I felt something in my teeth, but I didn’t have time to brush and floss so I left it. I thought, I will take care of this in a little while. I don’t need to deal with this now. I felt the little thing there, but I didn’t do anything. The particle dislodged itself and floated around my mouth for a time, but then went back into the space between my teeth. I felt it and finally I caught it with my tongue and put it on my finger for a brief inspection, one of those quick checks where you deduce what it is before swallowing it. It was a fruit fly.

3 thoughts on “Teeth 2

  1. I really wish I hadn’t read this one. I am now infested with the dreaded fruit fly stuck in your teeth story. Sometimes your life is like a Stephen King novel. I would say more but I have to go floss now.
    Ok, I’m back. No. wait…I should floss some more! But even though I may have fruit fly nightmares tonight, I still enjoy your writing and will try to keep up with your blog like I used to. I work at the Bridge Pavilion (a gift shop for the Golden Gate Bridge), and am exhausted after serving people from all over the world for eight hours. But I like it. I wish you could be here for the 75th anniversary of the Golden Gate Bridge, all of San Francisco is going nuts over it. Whenever you make it back to SF I hope I can go see you!!

  2. is that like finding a firm, black pubic hair in your tempura?? if my bamboo basket had been filled with cock rather than soba, it could have been a buffet. but, it was a rural setting removed from fellatio. snorting fruit flies — is that like a k-hole?

    thanks so much.

  3. I had an overbite as a child, but we were poor, so my dad took me to an orthodontist school.
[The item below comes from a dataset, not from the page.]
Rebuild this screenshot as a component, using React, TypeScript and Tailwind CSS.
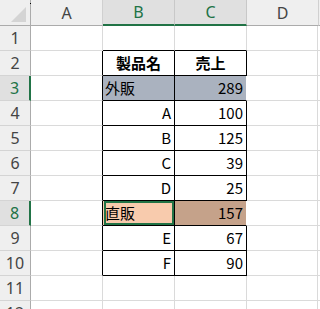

I had four teeth pulled, and they pushed the rest of my teeth back HARD into my face. After four years, when the braces were removed, I basically looked like I had no teeth, because they were pushed so far back. My nose bent to one side. My chin (already small before) was now seriously recessed. I looked weirder than before the braces.

    Here’s something I learned recently: Having my teeth pushed so far back gave me obstructive sleep apnea. I always wondered why dark circles appeared under my eyes after the braces were on. It was because I kept waking up during the night, when I’d stop breathing during sleep. Constantly interrupted sleep left me tired and depressed. Instinctively, I’d always felt something had gone wrong with me after the braces, but I never understood why, until recently.

    Now the apnea is so bad, if I fall asleep on my back, my throat closes up with aloud noise and I awaken.

    I wish they had left me alone. I had no problem with the overbite.